START

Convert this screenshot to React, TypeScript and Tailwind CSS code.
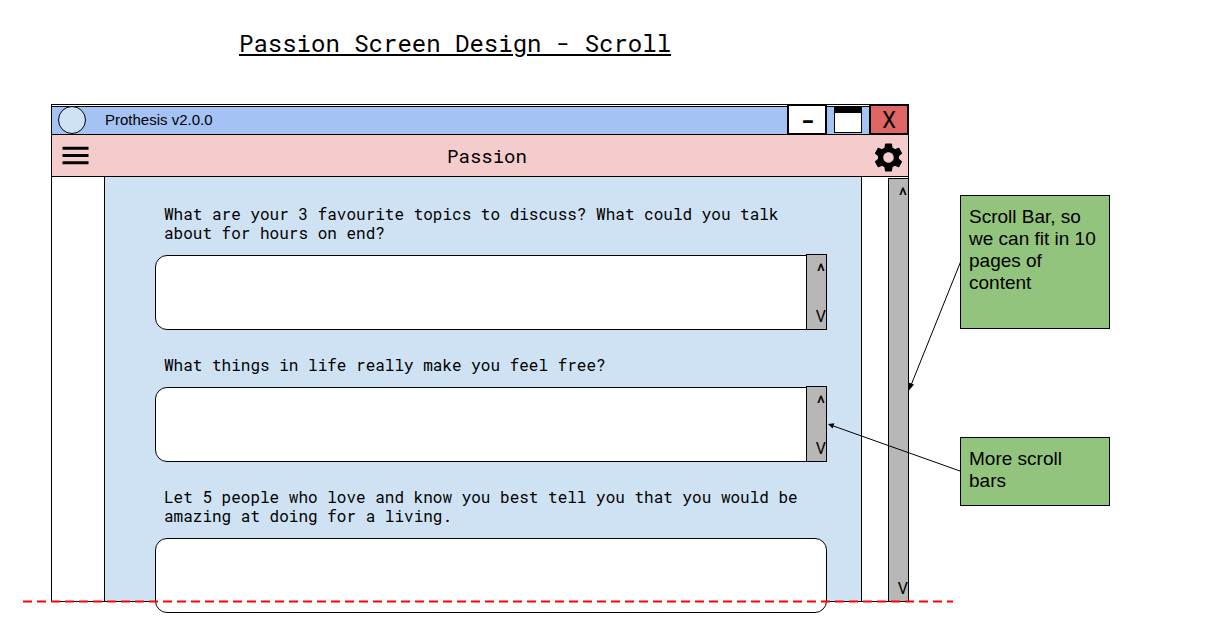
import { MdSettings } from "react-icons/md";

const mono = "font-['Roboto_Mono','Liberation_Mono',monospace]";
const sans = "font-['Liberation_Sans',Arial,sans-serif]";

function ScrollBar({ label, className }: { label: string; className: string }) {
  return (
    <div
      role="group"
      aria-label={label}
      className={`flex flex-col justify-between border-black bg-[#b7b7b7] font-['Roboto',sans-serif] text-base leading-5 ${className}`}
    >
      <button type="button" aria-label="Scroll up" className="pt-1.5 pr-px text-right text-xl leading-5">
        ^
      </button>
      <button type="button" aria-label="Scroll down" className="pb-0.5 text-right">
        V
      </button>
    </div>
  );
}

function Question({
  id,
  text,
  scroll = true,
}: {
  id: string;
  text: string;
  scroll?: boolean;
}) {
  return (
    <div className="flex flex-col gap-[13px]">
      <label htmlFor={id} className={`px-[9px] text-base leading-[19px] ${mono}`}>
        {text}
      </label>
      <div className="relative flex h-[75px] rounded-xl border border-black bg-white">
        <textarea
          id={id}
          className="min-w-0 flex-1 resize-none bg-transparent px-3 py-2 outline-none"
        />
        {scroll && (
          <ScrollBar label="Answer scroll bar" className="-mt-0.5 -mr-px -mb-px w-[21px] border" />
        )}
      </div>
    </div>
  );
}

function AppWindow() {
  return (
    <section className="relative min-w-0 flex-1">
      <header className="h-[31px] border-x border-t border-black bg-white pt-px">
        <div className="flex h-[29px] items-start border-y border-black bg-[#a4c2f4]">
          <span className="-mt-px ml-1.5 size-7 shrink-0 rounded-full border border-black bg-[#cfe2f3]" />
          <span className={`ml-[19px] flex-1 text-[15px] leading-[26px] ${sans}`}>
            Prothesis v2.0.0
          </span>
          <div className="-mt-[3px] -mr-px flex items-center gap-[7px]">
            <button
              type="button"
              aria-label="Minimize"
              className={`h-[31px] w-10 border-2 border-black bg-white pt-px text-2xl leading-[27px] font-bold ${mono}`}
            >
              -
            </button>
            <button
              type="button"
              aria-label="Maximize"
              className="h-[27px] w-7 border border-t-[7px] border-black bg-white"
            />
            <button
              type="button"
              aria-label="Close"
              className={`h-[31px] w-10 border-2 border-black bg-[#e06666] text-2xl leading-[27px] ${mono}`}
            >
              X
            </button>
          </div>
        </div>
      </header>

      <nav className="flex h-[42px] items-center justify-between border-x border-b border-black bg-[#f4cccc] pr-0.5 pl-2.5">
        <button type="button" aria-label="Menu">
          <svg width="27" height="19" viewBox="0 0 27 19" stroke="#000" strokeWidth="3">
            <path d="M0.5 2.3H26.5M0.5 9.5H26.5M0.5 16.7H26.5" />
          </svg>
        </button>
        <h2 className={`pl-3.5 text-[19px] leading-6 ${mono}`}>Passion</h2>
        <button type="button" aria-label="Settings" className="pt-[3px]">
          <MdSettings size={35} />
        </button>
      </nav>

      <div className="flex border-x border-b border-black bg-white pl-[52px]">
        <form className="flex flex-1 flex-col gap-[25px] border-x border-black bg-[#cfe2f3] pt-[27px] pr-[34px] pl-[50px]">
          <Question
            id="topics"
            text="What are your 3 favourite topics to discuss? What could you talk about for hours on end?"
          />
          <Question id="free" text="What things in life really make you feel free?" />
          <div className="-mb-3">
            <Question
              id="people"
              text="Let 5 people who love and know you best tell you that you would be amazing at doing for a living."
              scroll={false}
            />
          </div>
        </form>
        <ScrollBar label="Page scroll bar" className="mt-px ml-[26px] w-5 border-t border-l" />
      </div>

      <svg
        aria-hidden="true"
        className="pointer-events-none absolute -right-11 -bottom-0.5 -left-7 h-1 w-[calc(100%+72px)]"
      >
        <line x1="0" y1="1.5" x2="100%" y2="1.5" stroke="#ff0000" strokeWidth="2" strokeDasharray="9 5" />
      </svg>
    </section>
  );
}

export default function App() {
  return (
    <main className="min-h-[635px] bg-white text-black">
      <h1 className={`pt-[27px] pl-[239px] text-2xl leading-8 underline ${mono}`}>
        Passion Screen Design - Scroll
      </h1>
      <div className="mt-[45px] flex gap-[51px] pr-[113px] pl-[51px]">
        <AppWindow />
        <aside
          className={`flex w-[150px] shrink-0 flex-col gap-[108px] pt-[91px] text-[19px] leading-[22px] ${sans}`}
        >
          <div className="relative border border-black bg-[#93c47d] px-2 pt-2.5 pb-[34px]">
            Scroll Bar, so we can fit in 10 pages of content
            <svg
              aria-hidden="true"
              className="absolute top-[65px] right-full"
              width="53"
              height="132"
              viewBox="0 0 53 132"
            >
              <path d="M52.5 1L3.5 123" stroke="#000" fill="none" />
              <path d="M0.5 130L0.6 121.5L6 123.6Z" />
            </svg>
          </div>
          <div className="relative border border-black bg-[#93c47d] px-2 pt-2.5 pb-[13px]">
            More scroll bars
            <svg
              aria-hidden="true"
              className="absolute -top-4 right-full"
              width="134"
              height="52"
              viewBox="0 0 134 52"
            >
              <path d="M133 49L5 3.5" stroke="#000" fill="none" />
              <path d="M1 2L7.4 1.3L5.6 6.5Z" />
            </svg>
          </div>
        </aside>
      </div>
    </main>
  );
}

END

### What is needed
Give an exact reproduction of every line, leaving out any picture.

### Expected output
Convert this screenshot to React, TypeScript and Tailwind CSS code.
import { MdSettings } from "react-icons/md";

const mono = "font-['Roboto_Mono','Liberation_Mono',monospace]";
const sans = "font-['Liberation_Sans',Arial,sans-serif]";

function ScrollBar({ label, className }: { label: string; className: string }) {
  return (
    <div
      role="group"
      aria-label={label}
      className={`flex flex-col justify-between border-black bg-[#b7b7b7] font-['Roboto',sans-serif] text-base leading-5 ${className}`}
    >
      <button type="button" aria-label="Scroll up" className="pt-1.5 pr-px text-right text-xl leading-5">
        ^
      </button>
      <button type="button" aria-label="Scroll down" className="pb-0.5 text-right">
        V
      </button>
    </div>
  );
}

function Question({
  id,
  text,
  scroll = true,
}: {
  id: string;
  text: string;
  scroll?: boolean;
}) {
  return (
    <div className="flex flex-col gap-[13px]">
      <label htmlFor={id} className={`px-[9px] text-base leading-[19px] ${mono}`}>
        {text}
      </label>
      <div className="relative flex h-[75px] rounded-xl border border-black bg-white">
        <textarea
          id={id}
          className="min-w-0 flex-1 resize-none bg-transparent px-3 py-2 outline-none"
        />
        {scroll && (
          <ScrollBar label="Answer scroll bar" className="-mt-0.5 -mr-px -mb-px w-[21px] border" />
        )}
      </div>
    </div>
  );
}

function AppWindow() {
  return (
    <section className="relative min-w-0 flex-1">
      <header className="h-[31px] border-x border-t border-black bg-white pt-px">
        <div className="flex h-[29px] items-start border-y border-black bg-[#a4c2f4]">
          <span className="-mt-px ml-1.5 size-7 shrink-0 rounded-full border border-black bg-[#cfe2f3]" />
          <span className={`ml-[19px] flex-1 text-[15px] leading-[26px] ${sans}`}>
            Prothesis v2.0.0
          </span>
          <div className="-mt-[3px] -mr-px flex items-center gap-[7px]">
            <button
              type="button"
              aria-label="Minimize"
              className={`h-[31px] w-10 border-2 border-black bg-white pt-px text-2xl leading-[27px] font-bold ${mono}`}
            >
              -
            </button>
            <button
              type="button"
              aria-label="Maximize"
              className="h-[27px] w-7 border border-t-[7px] border-black bg-white"
            />
            <button
              type="button"
              aria-label="Close"
              className={`h-[31px] w-10 border-2 border-black bg-[#e06666] text-2xl leading-[27px] ${mono}`}
            >
              X
            </button>
          </div>
        </div>
      </header>

      <nav className="flex h-[42px] items-center justify-between border-x border-b border-black bg-[#f4cccc] pr-0.5 pl-2.5">
        <button type="button" aria-label="Menu">
          <svg width="27" height="19" viewBox="0 0 27 19" stroke="#000" strokeWidth="3">
            <path d="M0.5 2.3H26.5M0.5 9.5H26.5M0.5 16.7H26.5" />
          </svg>
        </button>
        <h2 className={`pl-3.5 text-[19px] leading-6 ${mono}`}>Passion</h2>
        <button type="button" aria-label="Settings" className="pt-[3px]">
          <MdSettings size={35} />
        </button>
      </nav>

      <div className="flex border-x border-b border-black bg-white pl-[52px]">
        <form className="flex flex-1 flex-col gap-[25px] border-x border-black bg-[#cfe2f3] pt-[27px] pr-[34px] pl-[50px]">
          <Question
            id="topics"
            text="What are your 3 favourite topics to discuss? What could you talk about for hours on end?"
          />
          <Question id="free" text="What things in life really make you feel free?" />
          <div className="-mb-3">
            <Question
              id="people"
              text="Let 5 people who love and know you best tell you that you would be amazing at doing for a living."
              scroll={false}
            />
          </div>
        </form>
        <ScrollBar label="Page scroll bar" className="mt-px ml-[26px] w-5 border-t border-l" />
      </div>

      <svg
        aria-hidden="true"
        className="pointer-events-none absolute -right-11 -bottom-0.5 -left-7 h-1 w-[calc(100%+72px)]"
      >
        <line x1="0" y1="1.5" x2="100%" y2="1.5" stroke="#ff0000" strokeWidth="2" strokeDasharray="9 5" />
      </svg>
    </section>
  );
}

export default function App() {
  return (
    <main className="min-h-[635px] bg-white text-black">
      <h1 className={`pt-[27px] pl-[239px] text-2xl leading-8 underline ${mono}`}>
        Passion Screen Design - Scroll
      </h1>
      <div className="mt-[45px] flex gap-[51px] pr-[113px] pl-[51px]">
        <AppWindow />
        <aside
          className={`flex w-[150px] shrink-0 flex-col gap-[108px] pt-[91px] text-[19px] leading-[22px] ${sans}`}
        >
          <div className="relative border border-black bg-[#93c47d] px-2 pt-2.5 pb-[34px]">
            Scroll Bar, so we can fit in 10 pages of content
            <svg
              aria-hidden="true"
              className="absolute top-[65px] right-full"
              width="53"
              height="132"
              viewBox="0 0 53 132"
            >
              <path d="M52.5 1L3.5 123" stroke="#000" fill="none" />
              <path d="M0.5 130L0.6 121.5L6 123.6Z" />
            </svg>
          </div>
          <div className="relative border border-black bg-[#93c47d] px-2 pt-2.5 pb-[13px]">
            More scroll bars
            <svg
              aria-hidden="true"
              className="absolute -top-4 right-full"
              width="134"
              height="52"
              viewBox="0 0 134 52"
            >
              <path d="M133 49L5 3.5" stroke="#000" fill="none" />
              <path d="M1 2L7.4 1.3L5.6 6.5Z" />
            </svg>
          </div>
        </aside>
      </div>
    </main>
  );
}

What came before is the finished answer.